• _SOURCE EXCERPT_

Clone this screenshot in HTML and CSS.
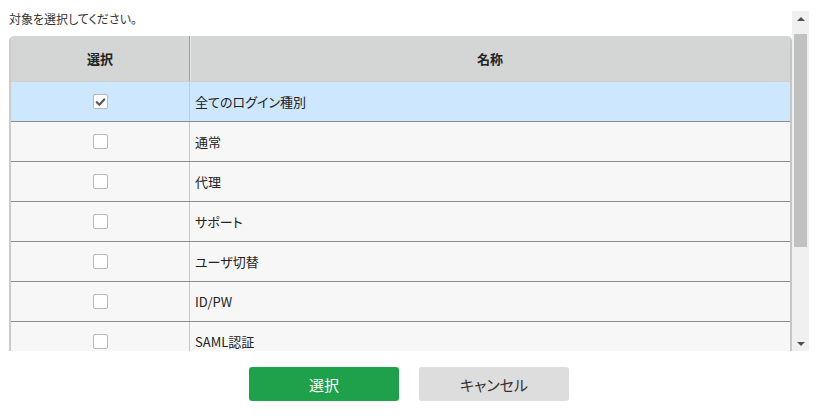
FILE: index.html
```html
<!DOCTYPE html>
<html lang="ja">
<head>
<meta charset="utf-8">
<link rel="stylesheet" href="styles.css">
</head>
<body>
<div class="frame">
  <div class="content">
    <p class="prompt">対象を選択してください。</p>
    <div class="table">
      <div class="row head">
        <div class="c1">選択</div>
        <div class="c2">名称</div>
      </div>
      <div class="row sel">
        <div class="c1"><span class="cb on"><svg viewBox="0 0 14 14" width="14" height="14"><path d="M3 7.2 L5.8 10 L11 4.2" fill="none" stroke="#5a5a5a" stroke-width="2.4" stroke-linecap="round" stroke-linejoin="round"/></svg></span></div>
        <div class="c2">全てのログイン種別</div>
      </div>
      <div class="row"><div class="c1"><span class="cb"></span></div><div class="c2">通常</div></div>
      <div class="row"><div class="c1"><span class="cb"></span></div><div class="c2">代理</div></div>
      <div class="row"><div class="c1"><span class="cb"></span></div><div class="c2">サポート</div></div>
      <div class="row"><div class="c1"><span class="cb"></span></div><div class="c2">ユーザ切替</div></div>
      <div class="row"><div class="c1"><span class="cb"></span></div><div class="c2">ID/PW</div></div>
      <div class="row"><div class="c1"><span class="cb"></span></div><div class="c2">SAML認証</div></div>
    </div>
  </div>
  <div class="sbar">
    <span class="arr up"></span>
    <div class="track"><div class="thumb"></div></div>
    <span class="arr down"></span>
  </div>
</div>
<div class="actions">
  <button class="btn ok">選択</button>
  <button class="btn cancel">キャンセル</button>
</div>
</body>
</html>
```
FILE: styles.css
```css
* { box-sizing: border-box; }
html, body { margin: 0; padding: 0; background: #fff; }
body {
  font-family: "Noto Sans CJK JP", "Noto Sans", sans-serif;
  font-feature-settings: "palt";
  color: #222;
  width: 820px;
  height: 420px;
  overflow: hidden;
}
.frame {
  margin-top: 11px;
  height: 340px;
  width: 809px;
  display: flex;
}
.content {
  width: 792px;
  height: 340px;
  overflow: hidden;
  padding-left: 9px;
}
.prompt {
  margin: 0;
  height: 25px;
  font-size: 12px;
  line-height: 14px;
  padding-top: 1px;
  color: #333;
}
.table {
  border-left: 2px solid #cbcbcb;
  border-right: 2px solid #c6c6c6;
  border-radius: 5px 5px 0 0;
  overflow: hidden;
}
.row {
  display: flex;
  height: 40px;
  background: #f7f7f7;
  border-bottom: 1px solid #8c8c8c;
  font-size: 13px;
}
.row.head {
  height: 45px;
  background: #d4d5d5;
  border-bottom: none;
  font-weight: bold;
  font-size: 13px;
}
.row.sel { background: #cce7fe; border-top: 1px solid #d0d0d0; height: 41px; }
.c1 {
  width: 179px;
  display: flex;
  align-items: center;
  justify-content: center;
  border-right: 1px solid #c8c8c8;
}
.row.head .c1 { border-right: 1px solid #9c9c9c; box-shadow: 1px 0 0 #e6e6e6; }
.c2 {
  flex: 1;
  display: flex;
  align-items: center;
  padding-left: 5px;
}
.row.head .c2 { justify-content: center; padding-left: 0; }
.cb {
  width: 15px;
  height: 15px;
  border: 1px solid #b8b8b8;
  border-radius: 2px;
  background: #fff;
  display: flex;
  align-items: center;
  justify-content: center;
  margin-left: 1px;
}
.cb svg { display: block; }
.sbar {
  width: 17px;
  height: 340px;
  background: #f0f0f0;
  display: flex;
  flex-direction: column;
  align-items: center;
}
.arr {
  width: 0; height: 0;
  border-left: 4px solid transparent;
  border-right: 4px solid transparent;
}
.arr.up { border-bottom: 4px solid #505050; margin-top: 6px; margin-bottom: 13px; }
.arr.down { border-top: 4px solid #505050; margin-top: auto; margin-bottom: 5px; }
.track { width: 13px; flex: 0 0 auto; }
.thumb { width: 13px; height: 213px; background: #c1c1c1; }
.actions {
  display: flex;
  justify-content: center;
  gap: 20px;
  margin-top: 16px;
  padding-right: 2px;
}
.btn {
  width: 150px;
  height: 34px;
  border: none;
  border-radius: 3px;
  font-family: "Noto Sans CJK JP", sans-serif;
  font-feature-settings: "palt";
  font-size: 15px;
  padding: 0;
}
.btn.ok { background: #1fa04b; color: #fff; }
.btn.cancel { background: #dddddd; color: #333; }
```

• _PROBLEM DETAILS_
Reproduce every line above as written, skipping pictures.

• _TASK ANSWER_
Clone this screenshot in HTML and CSS.
FILE: index.html
```html
<!DOCTYPE html>
<html lang="ja">
<head>
<meta charset="utf-8">
<link rel="stylesheet" href="styles.css">
</head>
<body>
<div class="frame">
  <div class="content">
    <p class="prompt">対象を選択してください。</p>
    <div class="table">
      <div class="row head">
        <div class="c1">選択</div>
        <div class="c2">名称</div>
      </div>
      <div class="row sel">
        <div class="c1"><span class="cb on"><svg viewBox="0 0 14 14" width="14" height="14"><path d="M3 7.2 L5.8 10 L11 4.2" fill="none" stroke="#5a5a5a" stroke-width="2.4" stroke-linecap="round" stroke-linejoin="round"/></svg></span></div>
        <div class="c2">全てのログイン種別</div>
      </div>
      <div class="row"><div class="c1"><span class="cb"></span></div><div class="c2">通常</div></div>
      <div class="row"><div class="c1"><span class="cb"></span></div><div class="c2">代理</div></div>
      <div class="row"><div class="c1"><span class="cb"></span></div><div class="c2">サポート</div></div>
      <div class="row"><div class="c1"><span class="cb"></span></div><div class="c2">ユーザ切替</div></div>
      <div class="row"><div class="c1"><span class="cb"></span></div><div class="c2">ID/PW</div></div>
      <div class="row"><div class="c1"><span class="cb"></span></div><div class="c2">SAML認証</div></div>
    </div>
  </div>
  <div class="sbar">
    <span class="arr up"></span>
    <div class="track"><div class="thumb"></div></div>
    <span class="arr down"></span>
  </div>
</div>
<div class="actions">
  <button class="btn ok">選択</button>
  <button class="btn cancel">キャンセル</button>
</div>
</body>
</html>
```
FILE: styles.css
```css
* { box-sizing: border-box; }
html, body { margin: 0; padding: 0; background: #fff; }
body {
  font-family: "Noto Sans CJK JP", "Noto Sans", sans-serif;
  font-feature-settings: "palt";
  color: #222;
  width: 820px;
  height: 420px;
  overflow: hidden;
}
.frame {
  margin-top: 11px;
  height: 340px;
  width: 809px;
  display: flex;
}
.content {
  width: 792px;
  height: 340px;
  overflow: hidden;
  padding-left: 9px;
}
.prompt {
  margin: 0;
  height: 25px;
  font-size: 12px;
  line-height: 14px;
  padding-top: 1px;
  color: #333;
}
.table {
  border-left: 2px solid #cbcbcb;
  border-right: 2px solid #c6c6c6;
  border-radius: 5px 5px 0 0;
  overflow: hidden;
}
.row {
  display: flex;
  height: 40px;
  background: #f7f7f7;
  border-bottom: 1px solid #8c8c8c;
  font-size: 13px;
}
.row.head {
  height: 45px;
  background: #d4d5d5;
  border-bottom: none;
  font-weight: bold;
  font-size: 13px;
}
.row.sel { background: #cce7fe; border-top: 1px solid #d0d0d0; height: 41px; }
.c1 {
  width: 179px;
  display: flex;
  align-items: center;
  justify-content: center;
  border-right: 1px solid #c8c8c8;
}
.row.head .c1 { border-right: 1px solid #9c9c9c; box-shadow: 1px 0 0 #e6e6e6; }
.c2 {
  flex: 1;
  display: flex;
  align-items: center;
  padding-left: 5px;
}
.row.head .c2 { justify-content: center; padding-left: 0; }
.cb {
  width: 15px;
  height: 15px;
  border: 1px solid #b8b8b8;
  border-radius: 2px;
  background: #fff;
  display: flex;
  align-items: center;
  justify-content: center;
  margin-left: 1px;
}
.cb svg { display: block; }
.sbar {
  width: 17px;
  height: 340px;
  background: #f0f0f0;
  display: flex;
  flex-direction: column;
  align-items: center;
}
.arr {
  width: 0; height: 0;
  border-left: 4px solid transparent;
  border-right: 4px solid transparent;
}
.arr.up { border-bottom: 4px solid #505050; margin-top: 6px; margin-bottom: 13px; }
.arr.down { border-top: 4px solid #505050; margin-top: auto; margin-bottom: 5px; }
.track { width: 13px; flex: 0 0 auto; }
.thumb { width: 13px; height: 213px; background: #c1c1c1; }
.actions {
  display: flex;
  justify-content: center;
  gap: 20px;
  margin-top: 16px;
  padding-right: 2px;
}
.btn {
  width: 150px;
  height: 34px;
  border: none;
  border-radius: 3px;
  font-family: "Noto Sans CJK JP", sans-serif;
  font-feature-settings: "palt";
  font-size: 15px;
  padding: 0;
}
.btn.ok { background: #1fa04b; color: #fff; }
.btn.cancel { background: #dddddd; color: #333; }
```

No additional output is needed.